Efeitos no câmbio e riscos
O ciclo de alta nas taxas de juros beneficiou as moedas da América Latina, inclusive o real, que na primeira metade deste ano estiveram entre as mais valorizadas do mundo frente ao dólar.
Isso ocorre porque taxas de juros mais altas atraem capital estrangeiro, que compram títulos da dívida pública em busca de maior rentabilidade. Para comprar os títulos da dívida pública no Brasil, por exemplo, esses investidores precisam trocar seus dólares por reais, o que provoca esse efeito no câmbio.
Por outro lado, quando há queda da taxa de juros, os títulos da dívida pública se tornam menos atrativos para o capital estrangeiro, e o impacto no câmbio vai no caminho inverso. Após os recentes cortes em suas taxas de juros, as moedas do Brasil e do Chile desvalorizaram-se em relação ao dólar.

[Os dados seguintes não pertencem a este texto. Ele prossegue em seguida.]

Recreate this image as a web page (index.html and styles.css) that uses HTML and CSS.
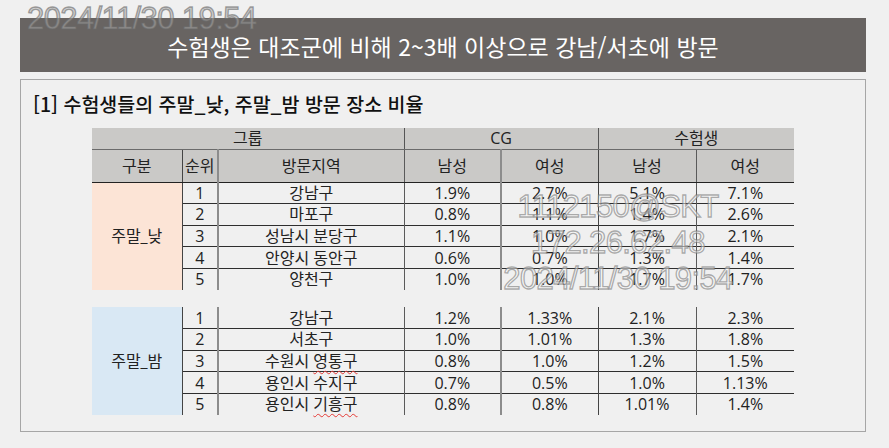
FILE: index.html
```html
<!DOCTYPE html>
<html lang="ko">
<head>
<meta charset="utf-8">
<title>수험생 방문 장소 비율</title>
<link rel="stylesheet" href="styles.css">
</head>
<body>
<div class="page">
  <header class="banner">수험생은 대조군에 비해 2~3배 이상으로 강남/서초에 방문</header>
  <section class="panel">
    <h2 class="panel-title">[1] 수험생들의 주말_낮, 주말_밤 방문 장소 비율</h2>
    <table class="data">
      <colgroup>
        <col class="c-gubun"><col class="c-rank"><col class="c-area">
        <col class="c-val"><col class="c-val"><col class="c-val2"><col class="c-val2">
      </colgroup>
      <thead>
        <tr class="h1">
          <th colspan="3">그룹</th>
          <th colspan="2" class="sep">CG</th>
          <th colspan="2" class="sep">수험생</th>
        </tr>
        <tr class="h2">
          <th>구분</th>
          <th class="v-dark">순위</th>
          <th class="v-gray">방문지역</th>
          <th class="v-mid">남성</th>
          <th class="v-gray">여성</th>
          <th class="v-dark">남성</th>
          <th class="v-mid">여성</th>
        </tr>
      </thead>
      <tbody class="block">
        <tr>
          <td rowspan="5" class="gubun day">주말_낮</td>
          <td class="v-dark">1</td><td class="v-gray">강남구</td>
          <td class="v-mid">1.9%</td><td class="v-gray">2.7%</td><td class="v-dark">5.1%</td><td class="v-mid">7.1%</td>
        </tr>
        <tr class="ln">
          <td class="v-dark">2</td><td class="v-gray">마포구</td>
          <td class="v-mid">0.8%</td><td class="v-gray">1.1%</td><td class="v-dark">1.4%</td><td class="v-mid">2.6%</td>
        </tr>
        <tr class="ln">
          <td class="v-dark">3</td><td class="v-gray">성남시 분당구</td>
          <td class="v-mid">1.1%</td><td class="v-gray">1.0%</td><td class="v-dark">1.7%</td><td class="v-mid">2.1%</td>
        </tr>
        <tr class="ln">
          <td class="v-dark">4</td><td class="v-gray">안양시 동안구</td>
          <td class="v-mid">0.6%</td><td class="v-gray">0.7%</td><td class="v-dark">1.3%</td><td class="v-mid">1.4%</td>
        </tr>
        <tr class="ln">
          <td class="v-dark">5</td><td class="v-gray">양천구</td>
          <td class="v-mid">1.0%</td><td class="v-gray">1.0%</td><td class="v-dark">1.7%</td><td class="v-mid">1.7%</td>
        </tr>
      </tbody>
      <tbody>
        <tr class="spacer"><td colspan="7"></td></tr>
      </tbody>
      <tbody class="block">
        <tr>
          <td rowspan="5" class="gubun night">주말_밤</td>
          <td class="v-dark">1</td><td class="v-gray">강남구</td>
          <td class="v-mid">1.2%</td><td class="v-gray">1.33%</td><td class="v-dark">2.1%</td><td class="v-mid">2.3%</td>
        </tr>
        <tr class="ln">
          <td class="v-dark">2</td><td class="v-gray">서초구</td>
          <td class="v-mid">1.0%</td><td class="v-gray">1.01%</td><td class="v-dark">1.3%</td><td class="v-mid">1.8%</td>
        </tr>
        <tr class="ln">
          <td class="v-dark">3</td><td class="v-gray">수원시 <span class="typo">영통구</span></td>
          <td class="v-mid">0.8%</td><td class="v-gray">1.0%</td><td class="v-dark">1.2%</td><td class="v-mid">1.5%</td>
        </tr>
        <tr class="ln">
          <td class="v-dark">4</td><td class="v-gray">용인시 수지구</td>
          <td class="v-mid">0.7%</td><td class="v-gray">0.5%</td><td class="v-dark">1.0%</td><td class="v-mid">1.13%</td>
        </tr>
        <tr class="ln">
          <td class="v-dark">5</td><td class="v-gray">용인시 <span class="typo">기흥구</span></td>
          <td class="v-mid">0.8%</td><td class="v-gray">0.8%</td><td class="v-dark">1.01%</td><td class="v-mid">1.4%</td>
        </tr>
      </tbody>
    </table>
  </section>
</div>
<div class="wm wm-top">2024/11/30 19:54</div>
<div class="wm wm-center">1112150@SKT<br>172.26.62.48<br>2024/11/30 19:54</div>
</body>
</html>
```

FILE: styles.css
```css
* { box-sizing: border-box; }

html, body {
  margin: 0;
  padding: 0;
  background: #f0f0f0;
}

body {
  width: 889px;
  height: 448px;
  overflow: hidden;
  position: relative;
  font-family: "Open Sans", "Noto Sans CJK KR", sans-serif;
  color: #222;
}

.page {
  padding: 18px 23px 0 20px;
}

.banner {
  height: 54px;
  background: #686462;
  color: #ffffff;
  display: flex;
  align-items: center;
  justify-content: center;
  font-family: "Noto Sans CJK KR", sans-serif;
  font-size: 23px;
  padding-top: 1px;
}

.panel {
  margin-top: 7px;
  height: 353px;
  border: 1px solid #a6a6a6;
  padding: 10px 12px 0 12px;
}

.panel-title {
  margin: 0;
  font-family: "Noto Sans CJK KR", sans-serif;
  font-size: 19.5px;
  font-weight: 500;
  line-height: 28px;
  color: #111;
}

.data {
  margin: 10px 0 0 59px;
  border-collapse: collapse;
  table-layout: fixed;
  width: 702px;
  font-size: 16px;
  text-align: center;
}

.c-gubun { width: 90px; }
.c-rank { width: 36px; }
.c-area { width: 186px; }
.c-val { width: 97px; }
.c-val2 { width: 98px; }

.data th, .data td {
  padding: 0;
  font-weight: 400;
  white-space: nowrap;
  line-height: 20px;
}

.data thead th {
  background: #cac9c7;
  color: #222;
}

.h1 th {
  height: 21px;
  border-bottom: 1px solid #6b6b6b;
}

.h1 th.sep {
  border-left: 1px solid #555;
}

.h2 th {
  height: 33px;
  border-bottom: 1px solid #222;
}

.block td {
  height: 21.6px;
}

.block tr.ln td {
  border-top: 1px solid #2e2e2e;
}

.v-dark { border-left: 1px solid #444; }
.v-mid { border-left: 1px solid #5a5a5a; }
.v-gray { border-left: 2px solid #8c8c8c; }

.gubun.day { background: #fce4d6; }
.gubun.night { background: #d9e8f4; }

.spacer td {
  height: 17px;
  border: none;
}

.typo {
  text-decoration: underline wavy #e53935;
  text-decoration-thickness: 1px;
  text-underline-offset: 3px;
}

.wm {
  position: absolute;
  font-family: "Liberation Sans", Arial, sans-serif;
  font-size: 31px;
  letter-spacing: -0.6px;
  line-height: 1;
  pointer-events: none;
  white-space: nowrap;
}

.wm-top {
  left: 27px;
  top: 3px;
  color: rgba(175, 175, 175, 0.55);
  -webkit-text-stroke: 1.3px rgba(105, 105, 105, 0.6);
}

.wm-center {
  left: 488px;
  top: 189px;
  width: 260px;
  text-align: center;
  line-height: 36px;
  color: rgba(255, 255, 255, 0.5);
  -webkit-text-stroke: 1.3px rgba(120, 120, 120, 0.6);
}
```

Ricardo Hammoud, professor de macroeconomia do Ibmec de São Paulo, diz que a tendência do câmbio dependerá da diferença entre a taxa de juros dos países da América Latina e a taxa de juros norte-americana. Atualmente, o Fed adota uma taxa de 5,25% a 5,50%. Analistas e dirigentes da autoridade americana já sugeriram que novas elevações da taxa são possíveis neste ano.
A alta da taxa de juros nos Estados Unidos torna os títulos da dívida daquele país mais interessantes para os investidores, reduzindo também a atratividade dos títulos de países latino-americanos – que têm risco maior. "Se o Fed subir mais a taxa de juros e o risco desses países aumentar, existe uma probabilidade que as moedas desses países se desvalorizem", diz.

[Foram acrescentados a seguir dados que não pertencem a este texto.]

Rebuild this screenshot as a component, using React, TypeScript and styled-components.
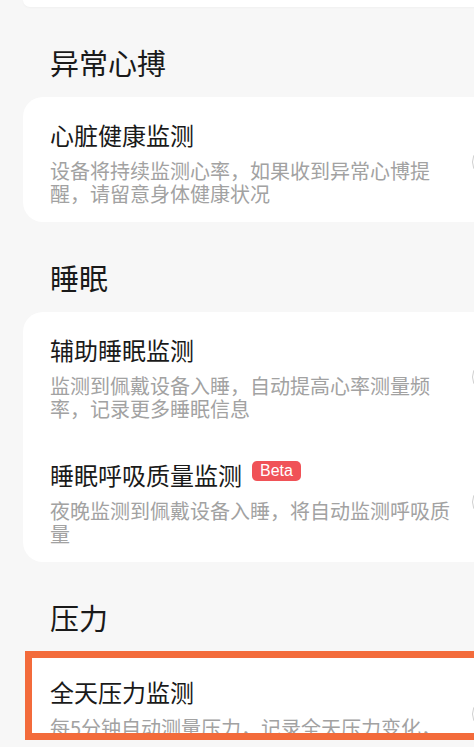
import React from "react";
import styled, { createGlobalStyle } from "styled-components";

const GlobalStyle = createGlobalStyle`
  html, body {
    margin: 0;
    padding: 0;
    background: #f7f7f7;
  }
  body {
    font-family: "Noto Sans CJK SC", "Noto Sans", sans-serif;
    color: #1c1c1c;
  }
`;

const Page = styled.div`
  width: 100%;
  min-height: 100vh;
  overflow: hidden;
`;

const CARD_WIDTH = 528;

const CardTail = styled.div`
  width: ${CARD_WIDTH}px;
  height: 7px;
  margin-left: 23px;
  background: #ffffff;
  border-radius: 0 0 20px 20px;
  box-shadow: 0 1px 2px rgba(0, 0, 0, 0.03);
`;

const SectionTitle = styled.h2`
  margin: 0;
  padding: 34.5px 0 15.5px 50px;
  font-size: 29px;
  line-height: 40px;
  font-weight: 400;
  color: #1a1a1a;
`;

const Card = styled.div`
  width: ${CARD_WIDTH}px;
  margin-left: 23px;
  background: #ffffff;
  border-radius: 20px;
  display: flex;
  flex-direction: column;
`;

const HighlightCard = styled.div`
  box-sizing: border-box;
  width: ${CARD_WIDTH}px;
  height: 89px;
  margin-left: 25px;
  margin-top: -1px;
  border: 7px solid #f36b3b;
  background: #ffffff;
  overflow: hidden;
`;

const Row = styled.div<{ $inset?: boolean }>`
  display: flex;
  align-items: ${(p) => (p.$inset ? "flex-start" : "center")};
  gap: 17px;
  padding: ${(p) => (p.$inset ? "18px 0 0 18px" : "22px 0 17px 27px")};
  min-height: ${(p) => (p.$inset ? "0" : "125px")};
  box-sizing: border-box;
`;

const TextBlock = styled.div`
  width: 405px;
  flex-shrink: 0;
`;

const TitleLine = styled.div`
  display: flex;
  align-items: center;
  gap: 10px;
`;

const ItemTitle = styled.div`
  font-size: 24px;
  line-height: 32px;
  color: #1a1a1a;
`;

const Badge = styled.span`
  display: inline-flex;
  align-items: center;
  height: 20px;
  padding: 0 8px;
  margin-bottom: 8px;
  border-radius: 5px;
  background: #f05257;
  color: #ffffff;
  font-family: "Liberation Sans", Arial, sans-serif;
  font-size: 16px;
`;

const Desc = styled.div`
  margin-top: 8px;
  font-size: 20px;
  line-height: 23px;
  color: #a2a2a2;
`;

const Switch = styled.div<{ $inset?: boolean }>`
  flex-shrink: 0;
  width: 52px;
  height: 32px;
  margin-top: ${(p) => (p.$inset ? "22px" : "0")};
  box-sizing: border-box;
  border: 1.5px solid #cfcfcf;
  border-radius: 16px;
  background: #ffffff;
`;

type Item = { title: string; desc: string; beta?: boolean };

const SettingRow: React.FC<{ item: Item; inset?: boolean }> = ({ item, inset }) => (
  <Row $inset={inset}>
    <TextBlock>
      <TitleLine>
        <ItemTitle>{item.title}</ItemTitle>
        {item.beta && <Badge>Beta</Badge>}
      </TitleLine>
      <Desc>{item.desc}</Desc>
    </TextBlock>
    <Switch $inset={inset} />
  </Row>
);

const heart: Item[] = [
  {
    title: "心脏健康监测",
    desc: "设备将持续监测心率，如果收到异常心博提醒，请留意身体健康状况",
  },
];

const sleep: Item[] = [
  {
    title: "辅助睡眠监测",
    desc: "监测到佩戴设备入睡，自动提高心率测量频率，记录更多睡眠信息",
  },
  {
    title: "睡眠呼吸质量监测",
    desc: "夜晚监测到佩戴设备入睡，将自动监测呼吸质量",
    beta: true,
  },
];

const stress: Item = {
  title: "全天压力监测",
  desc: "每5分钟自动测量压力，记录全天压力变化，",
};

const App: React.FC = () => (
  <Page>
    <GlobalStyle />
    <CardTail />

    <SectionTitle>异常心搏</SectionTitle>
    <Card>
      {heart.map((it) => (
        <SettingRow key={it.title} item={it} />
      ))}
    </Card>

    <SectionTitle>睡眠</SectionTitle>
    <Card>
      {sleep.map((it) => (
        <SettingRow key={it.title} item={it} />
      ))}
    </Card>

    <SectionTitle>压力</SectionTitle>
    <HighlightCard>
      <SettingRow item={stress} inset />
    </HighlightCard>
  </Page>
);

export default App;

Ernesto Revilla, economista para América Latina do banco Citi, avalia que os mercados, em geral, têm se comportado de forma estável, e que houve ampla comunicação do Fed e dos outros bancos centrais sobre suas ações.

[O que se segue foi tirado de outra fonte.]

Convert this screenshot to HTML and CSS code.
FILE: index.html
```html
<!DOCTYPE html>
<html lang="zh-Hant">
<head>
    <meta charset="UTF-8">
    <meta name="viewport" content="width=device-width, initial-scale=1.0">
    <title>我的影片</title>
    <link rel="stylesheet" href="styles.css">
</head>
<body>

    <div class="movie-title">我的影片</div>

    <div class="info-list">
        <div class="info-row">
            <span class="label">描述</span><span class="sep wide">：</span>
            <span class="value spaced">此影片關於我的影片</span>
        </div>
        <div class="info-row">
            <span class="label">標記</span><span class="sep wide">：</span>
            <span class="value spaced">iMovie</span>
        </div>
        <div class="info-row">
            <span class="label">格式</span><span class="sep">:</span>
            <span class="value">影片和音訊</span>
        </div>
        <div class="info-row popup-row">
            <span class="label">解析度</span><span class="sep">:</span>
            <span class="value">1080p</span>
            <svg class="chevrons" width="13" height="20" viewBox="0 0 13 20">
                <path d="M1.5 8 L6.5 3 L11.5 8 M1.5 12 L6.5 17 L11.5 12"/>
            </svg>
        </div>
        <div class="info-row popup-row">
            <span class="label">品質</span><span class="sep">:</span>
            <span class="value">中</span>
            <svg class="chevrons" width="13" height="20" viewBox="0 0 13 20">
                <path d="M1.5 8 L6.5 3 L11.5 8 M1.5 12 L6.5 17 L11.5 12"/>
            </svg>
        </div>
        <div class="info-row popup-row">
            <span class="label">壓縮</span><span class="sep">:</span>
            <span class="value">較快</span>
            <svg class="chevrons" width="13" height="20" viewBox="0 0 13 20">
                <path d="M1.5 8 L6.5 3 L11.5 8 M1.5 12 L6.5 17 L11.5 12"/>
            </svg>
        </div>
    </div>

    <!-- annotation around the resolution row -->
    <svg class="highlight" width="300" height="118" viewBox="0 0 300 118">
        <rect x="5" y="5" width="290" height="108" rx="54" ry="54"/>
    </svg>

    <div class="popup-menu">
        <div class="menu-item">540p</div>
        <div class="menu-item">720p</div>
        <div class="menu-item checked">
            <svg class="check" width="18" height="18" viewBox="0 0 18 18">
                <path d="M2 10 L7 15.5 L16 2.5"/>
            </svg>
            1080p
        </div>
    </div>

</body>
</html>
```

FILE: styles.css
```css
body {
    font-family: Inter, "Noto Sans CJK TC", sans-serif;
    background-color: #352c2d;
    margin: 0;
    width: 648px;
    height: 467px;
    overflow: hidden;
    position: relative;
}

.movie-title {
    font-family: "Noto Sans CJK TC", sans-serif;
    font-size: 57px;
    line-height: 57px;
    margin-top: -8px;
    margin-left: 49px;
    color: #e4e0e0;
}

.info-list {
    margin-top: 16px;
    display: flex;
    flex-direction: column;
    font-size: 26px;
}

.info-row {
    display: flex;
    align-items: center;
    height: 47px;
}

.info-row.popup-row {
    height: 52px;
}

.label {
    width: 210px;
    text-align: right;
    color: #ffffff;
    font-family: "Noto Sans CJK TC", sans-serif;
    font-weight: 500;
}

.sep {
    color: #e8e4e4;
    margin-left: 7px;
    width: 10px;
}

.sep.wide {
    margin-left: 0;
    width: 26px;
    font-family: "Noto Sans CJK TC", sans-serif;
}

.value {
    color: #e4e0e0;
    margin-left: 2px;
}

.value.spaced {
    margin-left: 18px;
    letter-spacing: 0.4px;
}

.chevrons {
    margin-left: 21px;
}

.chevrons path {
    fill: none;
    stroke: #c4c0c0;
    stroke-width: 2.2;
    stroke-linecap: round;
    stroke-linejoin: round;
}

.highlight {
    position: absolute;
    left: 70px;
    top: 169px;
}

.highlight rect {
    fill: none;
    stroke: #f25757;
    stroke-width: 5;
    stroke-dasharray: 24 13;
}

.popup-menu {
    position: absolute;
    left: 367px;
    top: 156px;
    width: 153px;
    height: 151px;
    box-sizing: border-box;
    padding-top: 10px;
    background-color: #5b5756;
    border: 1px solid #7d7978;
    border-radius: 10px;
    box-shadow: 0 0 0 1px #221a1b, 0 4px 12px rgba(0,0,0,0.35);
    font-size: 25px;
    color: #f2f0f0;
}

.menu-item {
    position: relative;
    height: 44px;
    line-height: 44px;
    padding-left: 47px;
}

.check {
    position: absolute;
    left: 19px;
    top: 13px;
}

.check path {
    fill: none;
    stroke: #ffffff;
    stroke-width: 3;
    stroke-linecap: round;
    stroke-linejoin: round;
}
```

Sobre a possibilidade de a inflação voltar a subir, o que pressionaria a taxa de juros, Revilla crê que isso pode acontecer se os preços das commodities avançarem novamente, como ocorreu com o petróleo nas últimas semanas ou se o El Niño se tornar mais forte em 2024 e empurrar os preços dos alimentos para cima.
Pressão política
As taxas de juros, que passaram dos dois dígitos em países como Brasil, Colômbia, Chile e México, foram alvo de críticas de políticos nos últimos meses.
O presidente Luiz Inácio Lula da Silva e seu homólogo colombiano, Gustavo Petro, estiveram entre os dirigentes que questionaram publicamente as taxas de seus respectivos países.
Eles fizeram isso pois taxas de juros altas tendem a inibir o crescimento econômico. Tanto no Brasil como na Colômbia, os bancos centrais têm autonomia em relação ao governo – ou seja, os presidentes não conseguem interferir diretamente na definição das taxas.
Para Hammoud, esse tipo de pressão pública feita pelos presidentes prejudica a atuação dos bancos centrais, pois provocaria desconfiança nos mercados, forçando as autoridades monetárias a manter a taxa de juros mais alta por mais tempo. "O Banco Central fica entre a cruz e a espada, ou seja, se ele manter a taxa de juros elevada ele fica em confronto com o governo, e se ele reduz, ele perde a credibilidade. É um malefício para a economia", diz.
Argentina é principal exceção
No mundo, entre os países que compõem o G20, a Argentina lidera com os maiores juros nominais, seguida por Turquia, Brasil, Rússia e México.
Com uma taxa de juros de referência que passou de 97% para 118% nesta semana e inflação acima dos 100% ao ano, a Argentina aparece como a grande exceção da América Latina no cenário atual.
Santiago Manoukian, economista-chefe da consultoria local Ecolatina, não acredita em cortes nos juros argentinos neste ano, e avalia que, diante de um cenário de incertezas que envolve as eleições locais, novas altas das taxas podem ocorrer.
No entanto, ele diz que, ao contrário de outras economias, o aumento das taxas de juros na Argentina não produz tantos efeitos recessivos ou que punam o consumo ou a demanda por investimentos. "A profundidade do sistema financeiro na Argentina é muito pequena", diz.